To the dismay of conservationists and sportsmen, the bill prohibits the Interior Department from writing or issuing a rule under the Endangered Species Act for the listings of any/all four subspecies of sage grouse in the coming year, although the full implications of this funding moratorium are still in the process of being interpreted at Interior. Sportsmen also are disappointed that the spending package would preclude a revision of federal wildfire funding, as the current funding mechanism has hamstrung the capacity and budget of the U.S. Forest Service in recent years.

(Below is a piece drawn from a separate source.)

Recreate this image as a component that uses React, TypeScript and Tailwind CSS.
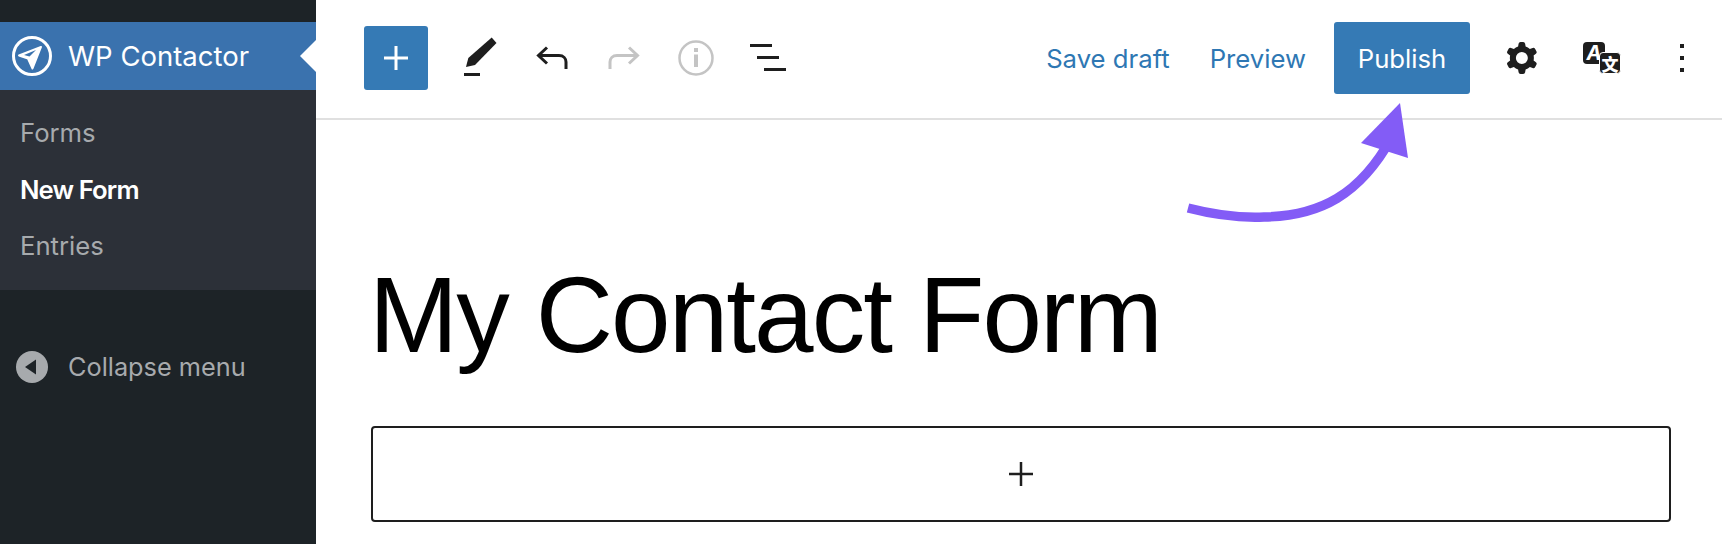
import { ReactNode } from 'react';

function IconButton({ children }: { children: ReactNode }) {
  return <button className="flex h-16 w-[72px] items-center justify-center">{children}</button>;
}

function SideLink({ label, active }: { label: string; active?: boolean }) {
  return (
    <a className={active ? 'block h-[56.5px] pl-5 text-[25.7px] leading-[56.5px] font-semibold tracking-[-0.9px] text-white' : 'block h-[56.5px] pl-5 text-[25.7px] leading-[56.5px] text-[#a7aaad]'}>
      {label}
    </a>
  );
}

function Sidebar() {
  return (
    <aside className="h-full w-[316px] shrink-0 bg-[#1d2327] pt-[22px]">
      <div className="relative flex h-[68px] items-center bg-[#3a72ae] pl-3">
        <svg width="40" height="40" viewBox="0 0 40 40" fill="none">
          <circle cx="20" cy="20" r="18.5" stroke="white" strokeWidth="3" />
          <path d="M29 11 L7 19.5 L16 22.5 L20.5 32.5 Z" fill="white" stroke="white" strokeWidth="2" strokeLinejoin="round" />
          <path d="M24 14 L12 19 L17.5 20.5 Z" fill="#3a72ae" />
        </svg>
        <span className="ml-4 pt-[2px] text-[27.5px] text-white">WP Contactor</span>
        <span className="absolute top-[18px] right-0 h-0 w-0 border-y-[16px] border-r-[16px] border-y-transparent border-r-white" />
      </div>
      <nav className="h-[200px] bg-[#2c3038] pt-[15px]">
        <SideLink label="Forms" />
        <SideLink label="New Form" active />
        <SideLink label="Entries" />
      </nav>
      <button className="mt-[58px] flex items-center pl-4 text-[25.3px] text-[#a7aaad]">
        <svg width="32" height="32" viewBox="0 0 32 32">
          <circle cx="16" cy="16" r="16" fill="#a7aaad" />
          <path d="M9 16 L20 8.5 V23.5 Z" fill="#1d2327" />
        </svg>
        <span className="ml-5">Collapse menu</span>
      </button>
    </aside>
  );
}

function Toolbar() {
  return (
    <header className="flex h-[120px] items-center border-b-2 border-[#e0e0e0] pb-[2px] pl-12">
      <button className="flex h-16 w-16 items-center justify-center rounded-[3px] bg-[#357ab5]">
        <svg width="26" height="26" viewBox="0 0 26 26">
          <path d="M13 1 V25 M1 13 H25" stroke="white" strokeWidth="3" />
        </svg>
      </button>
      <div className="ml-4 flex">
        <IconButton>
          <svg width="36" height="42" viewBox="0 0 36 42" fill="#1e1e1e">
            <path d="M4 30 L6.3 21 L29.7 0.5 L34.5 6 L13 28 Z" />
            <rect x="2" y="36" width="16" height="3" />
          </svg>
        </IconButton>
        <IconButton>
          <svg width="32" height="24" viewBox="0 0 32 24" fill="none" stroke="#1e1e1e" strokeWidth="3">
            <path d="M11 1.5 L2.5 9.5 L11 17.5" />
            <path d="M2.5 9.5 H23 C27.5 9.5 30 12.5 30 16 V23" />
          </svg>
        </IconButton>
        <IconButton>
          <svg width="32" height="24" viewBox="0 0 32 24" fill="none" stroke="#c4c4c4" strokeWidth="3">
            <path d="M21 1.5 L29.5 9.5 L21 17.5" />
            <path d="M29.5 9.5 H9 C4.5 9.5 2 12.5 2 16 V23" />
          </svg>
        </IconButton>
        <IconButton>
          <svg width="36" height="36" viewBox="0 0 36 36" fill="none" stroke="#c4c4c4">
            <circle cx="18" cy="18" r="16.5" strokeWidth="2.5" />
            <path d="M18 14.5 V27 M18 8 V12" strokeWidth="4" />
          </svg>
        </IconButton>
        <IconButton>
          <svg width="36" height="30" viewBox="0 0 36 30" fill="#1e1e1e">
            <rect x="0" y="1" width="22" height="3" />
            <rect x="7" y="13" width="22" height="3" />
            <rect x="14" y="25" width="22" height="3" />
          </svg>
        </IconButton>
      </div>
      <div className="ml-auto flex items-center">
        <a className="pt-[3px] text-[25.7px] text-[#2e77b3]">Save draft</a>
        <a className="ml-10 pt-[3px] text-[25.7px] text-[#2e77b3]">Preview</a>
        <button className="ml-[28px] h-[72px] w-[136px] rounded-[3px] bg-[#357ab5] pt-[3px] text-[25.7px] text-white">Publish</button>
        <button className="ml-3 flex h-16 w-20 items-center justify-center">
          <svg width="48" height="48" viewBox="0 0 24 24" fill="#1e1e1e">
            <path
              fillRule="evenodd"
              d="M10.289 4.836A1 1 0 0111.275 4h1.306a1 1 0 01.987.836l.244 1.466c.787.26 1.503.679 2.108 1.218l1.393-.522a1 1 0 011.216.437l.653 1.13a1 1 0 01-.23 1.273l-1.148.944a6.025 6.025 0 010 2.435l1.149.946a1 1 0 01.23 1.272l-.653 1.13a1 1 0 01-1.216.437l-1.394-.522c-.605.54-1.32.958-2.108 1.218l-.244 1.466a1 1 0 01-.987.836h-1.306a1 1 0 01-.986-.836l-.244-1.466a5.995 5.995 0 01-2.108-1.218l-1.394.522a1 1 0 01-1.217-.436l-.653-1.131a1 1 0 01.23-1.272l1.149-.946a6.026 6.026 0 010-2.435l-1.148-.944a1 1 0 01-.23-1.272l.653-1.131a1 1 0 011.217-.437l1.393.522a5.994 5.994 0 012.108-1.218l.244-1.466zM14.929 12a3 3 0 11-6 0 3 3 0 016 0z"
            />
          </svg>
        </button>
        <button className="flex h-16 w-20 items-center justify-center">
          <span className="relative block h-8 w-[38px]">
            <span className="absolute top-0 left-0 flex h-[22px] w-[22px] items-center justify-center rounded-[4px] bg-[#1e1e1e] text-[20px] leading-none font-bold text-white italic">A</span>
            <span className="absolute top-[10px] left-4 flex h-[22px] w-[22px] items-center justify-center rounded-[4px] border border-white bg-[#1e1e1e] font-['Noto_Sans_CJK_SC',sans-serif] text-[17px] leading-none font-black text-white">文</span>
          </span>
        </button>
        <button className="flex h-16 w-20 flex-col items-center justify-center gap-2">
          <span className="h-1 w-1 bg-[#1e1e1e]" />
          <span className="h-1 w-1 bg-[#1e1e1e]" />
          <span className="h-1 w-1 bg-[#1e1e1e]" />
        </button>
      </div>
    </header>
  );
}

export default function App() {
  return (
    <div className="relative flex h-[544px] w-[1722px] overflow-hidden bg-white font-['Inter',sans-serif]">
      <Sidebar />
      <main className="flex-1">
        <Toolbar />
        <div className="pl-[55px]">
          <h1 className="mt-[135px] -ml-[2px] font-['Liberation_Sans',sans-serif] text-[107px] leading-[120px] font-normal tracking-[-1.9px] text-black">My Contact Form</h1>
          <button className="mt-[51px] flex h-[96px] w-[1300px] items-center justify-center rounded-[4px] border-2 border-[#1e1e1e]">
            <svg width="24" height="24" viewBox="0 0 24 24">
              <path d="M12 0 V24 M0 12 H24" stroke="#1e1e1e" strokeWidth="2.5" />
            </svg>
          </button>
        </div>
      </main>
      {/* purple pointer over the Publish button */}
      <svg className="absolute top-[95px] left-[1170px]" width="260" height="130" viewBox="0 0 260 130" fill="none">
        <path d="M18 113 C45 120 70 123 94 122 C150 121 190 100 222 42" stroke="#835cf6" strokeWidth="9.5" />
        <path d="M230 8 L191 48 L238 63 Z" fill="#835cf6" />
      </svg>
    </div>
  );
}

Here are the funding levels for priority conservation programs:

National Wildlife Refuge System

  • $474.2 million for the Refuge System, a $2 million increase over last fiscal year.

EPA

  • U.S. EPA would be funded at $8.1 billion in FY15, a $60 million decrease from FY14 and $250 million more than the Obama administration asked for in its FY15 budget request.
  • EPA’s Clean Water and Safe Drinking Water state revolving funds will be given $2.35 billion, level with FY14 funding and roughly $600 million above the president’s request.

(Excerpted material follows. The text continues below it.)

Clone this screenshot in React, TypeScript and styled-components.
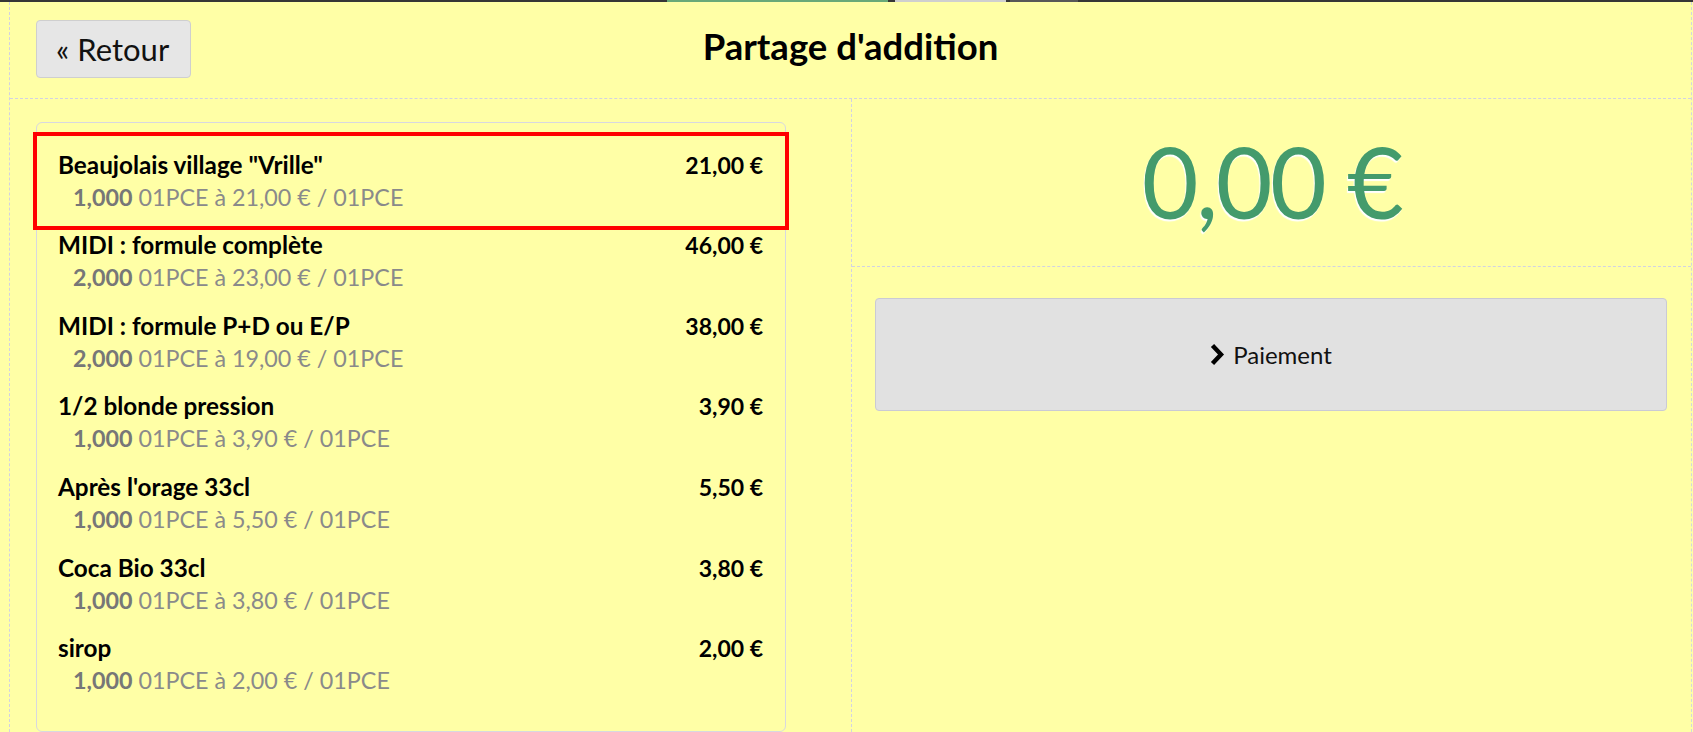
import React from "react";
import styled, { createGlobalStyle } from "styled-components";

const Global = createGlobalStyle`
  html, body { margin: 0; padding: 0; background: #ffffa6; }
  body { font-family: Lato, "Noto Sans", "Liberation Sans", sans-serif; color: #000; }
  * { box-sizing: border-box; }
`;

const Page = styled.div`
  min-height: 100vh;
  background: #ffffa6;
  overflow: hidden;
`;

const TabStrip = styled.div`
  display: flex;
  height: 2px;
  background: #363636;
`;

const Segment = styled.div<{ $w: number; $c: string }>`
  flex: 0 0 ${(p) => p.$w}px;
  background: ${(p) => p.$c};
`;

const Frame = styled.div`
  margin-left: 9px;
  width: 1683px;
  border-left: 1px dashed #d2d2e2;
  border-right: 1px dashed #d2d2e2;
  min-height: 730px;
`;

const Header = styled.header`
  display: grid;
  grid-template-columns: 1fr auto 1fr;
  align-items: start;
  height: 97px;
  padding: 18px 26px 0 26px;
  border-bottom: 1px dashed #d2d2e2;
`;

const BackButton = styled.button`
  justify-self: start;
  display: flex;
  align-items: center;
  height: 58px;
  width: 155px;
  padding: 0 0 0 19px;
  background: #e6e6e6;
  border: 1px solid #cfcfcf;
  border-radius: 4px;
  font-family: Lato, "Noto Sans", sans-serif;
  font-size: 31px;
  line-height: 1;
  color: #111;
`;

const Guillemet = styled.span`
  margin-right: 8px;
`;

const Title = styled.h1`
  margin: 4px 0 0 0;
  font-size: 36.5px;
  line-height: 44px;
  font-weight: 700;
  color: #000;
`;

const Body = styled.div`
  display: grid;
  grid-template-columns: 842px 1fr;
  min-height: 633px;
`;

const LeftCol = styled.div`
  padding: 23px 0 0 26px;
  border-right: 1px dashed #d2d2e2;
`;

const Panel = styled.div`
  width: 750px;
  border: 1px solid #d8d8e0;
  border-radius: 6px;
  padding: 17px 0 26px 0;
`;

const Item = styled.div<{ $selected?: boolean }>`
  position: relative;
  height: 80.67px;
  padding: 8.5px 22px 0 21px;
  line-height: 32px;
  &::after {
    content: "";
    display: ${(p) => (p.$selected ? "block" : "none")};
    position: absolute;
    left: -4px;
    right: -4px;
    top: -8px;
    bottom: -9px;
    border: 4px solid #ff0000;
    pointer-events: none;
  }
`;

const NameRow = styled.div`
  display: flex;
  justify-content: space-between;
  align-items: baseline;
  font-weight: 700;
  font-size: 24.3px;
`;

const Price = styled.span`
  font-size: 23px;
`;

const Sub = styled.div`
  padding-left: 15px;
  font-size: 23.3px;
  color: #8a8a8a;
`;

const Qty = styled.b`
  font-weight: 700;
  color: #777;
`;

const RightCol = styled.div`
  display: flex;
  flex-direction: column;
`;

const TotalCell = styled.div`
  height: 168px;
  border-bottom: 1px dashed #d2d2e2;
  display: flex;
  align-items: center;
  justify-content: center;
  padding-bottom: 2px;
`;

const Total = styled.div`
  font-size: 98px;
  line-height: 1.2;
  letter-spacing: -2.5px;
  color: #449b6c;
  text-shadow: -1px 2px 1px #ffffff;
`;

const PayCell = styled.div`
  padding: 31px 24px 0 23px;
`;

const PayButton = styled.button`
  width: 100%;
  height: 113px;
  display: flex;
  align-items: center;
  justify-content: center;
  gap: 8px;
  background: #e1e1e1;
  border: 1px solid #cacad4;
  border-radius: 4px;
  font-family: Lato, "Noto Sans", sans-serif;
  font-size: 24px;
  color: #111;
`;

const Chevron = () => (
  <svg width="15" height="23" viewBox="0 0 15 23" aria-hidden="true">
    <path d="M2.5 2.5 L11 11.5 L2.5 20.5" fill="none" stroke="#000" strokeWidth="4.4" strokeLinejoin="miter" />
  </svg>
);

const segments = [
  { w: 667, c: "#363636" },
  { w: 221, c: "#69a978" },
  { w: 7, c: "#363636" },
  { w: 111, c: "#cfcfcf" },
  { w: 4, c: "#363636" },
  { w: 68, c: "#585858" },
  { w: 615, c: "#363636" },
];

const items = [
  { name: 'Beaujolais village "Vrille"', price: "21,00 €", qty: "1,000", unit: "21,00 €", selected: true },
  { name: "MIDI : formule complète", price: "46,00 €", qty: "2,000", unit: "23,00 €" },
  { name: "MIDI : formule P+D ou E/P", price: "38,00 €", qty: "2,000", unit: "19,00 €" },
  { name: "1/2 blonde pression", price: "3,90 €", qty: "1,000", unit: "3,90 €" },
  { name: "Après l'orage 33cl", price: "5,50 €", qty: "1,000", unit: "5,50 €" },
  { name: "Coca Bio 33cl", price: "3,80 €", qty: "1,000", unit: "3,80 €" },
  { name: "sirop", price: "2,00 €", qty: "1,000", unit: "2,00 €" },
];

export default function App() {
  return (
    <Page>
      <Global />
      <TabStrip>
        {segments.map((s, i) => (
          <Segment key={i} $w={s.w} $c={s.c} />
        ))}
      </TabStrip>
      <Frame>
        <Header>
          <BackButton>
            <Guillemet>«</Guillemet>Retour
          </BackButton>
          <Title>Partage d'addition</Title>
          <div />
        </Header>
        <Body>
          <LeftCol>
            <Panel>
              {items.map((it) => (
                <Item key={it.name} $selected={it.selected}>
                  <NameRow>
                    <span>{it.name}</span>
                    <Price>{it.price}</Price>
                  </NameRow>
                  <Sub>
                    <Qty>{it.qty}</Qty> 01PCE à {it.unit} / 01PCE
                  </Sub>
                </Item>
              ))}
            </Panel>
          </LeftCol>
          <RightCol>
            <TotalCell>
              <Total>0,00 €</Total>
            </TotalCell>
            <PayCell>
              <PayButton>
                <Chevron />
                Paiement
              </PayButton>
            </PayCell>
          </RightCol>
        </Body>
      </Frame>
    </Page>
  );
}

Department of the Interior and Related Agencies

  • The Department of Interior would receive $10.7 billion, slightly above the current $10.5 billion but down from Obama’s $10.9 billion request.
  • Secure Rural Schools would be zeroed out, a serious blow for Western forested counties that depend on the program to alleviate major declines in federal timber harvests. House leaders state they intend to find funding for the program early next year. Until then, they will push legislation to streamline timber sales.
  • Payment in Lieu of Taxes would receive $372 million with additional funding included in the National Defense Authorization Act.
  • State and Tribal Wildlife Grants would receive $58.695 million, level funding from FY14 enacted levels.
  • The North American Wetland Conservation Fund would receive $34.145, level funding from FY14.
  • Forest Legacy Programs would receive $53 million, a $2 million increase from FY14.
  • The Land & Water Conservation Fund will receive $306 million, level funding from FY14.

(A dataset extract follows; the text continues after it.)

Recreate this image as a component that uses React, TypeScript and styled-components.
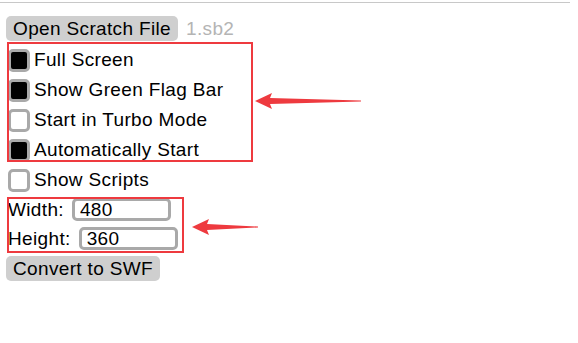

National Oceanic and Atmospheric Administration

  • NOAA would receive $5.4 billion, an increase of about $126 million from FY14.

Agriculture

  • The Natural Resources Conservation Service’s Environmental Quality Incentives Program and the Conservation Stewardship Programs, mandatory programs under the 2014 Farm Bill, would see roughly $200 million in reduced, mandatory spending for 2015.

Fisheries

  • National Fish Hatchery System Operations would receive $52,860,000 and maintains that Within 90 days of enactment of this Act, the Service shall publish an operations and maintenance plan for fiscal year 2015 for the National Fish Hatchery System that includes funding allocations by region, together with an explanation of the allocation methodology.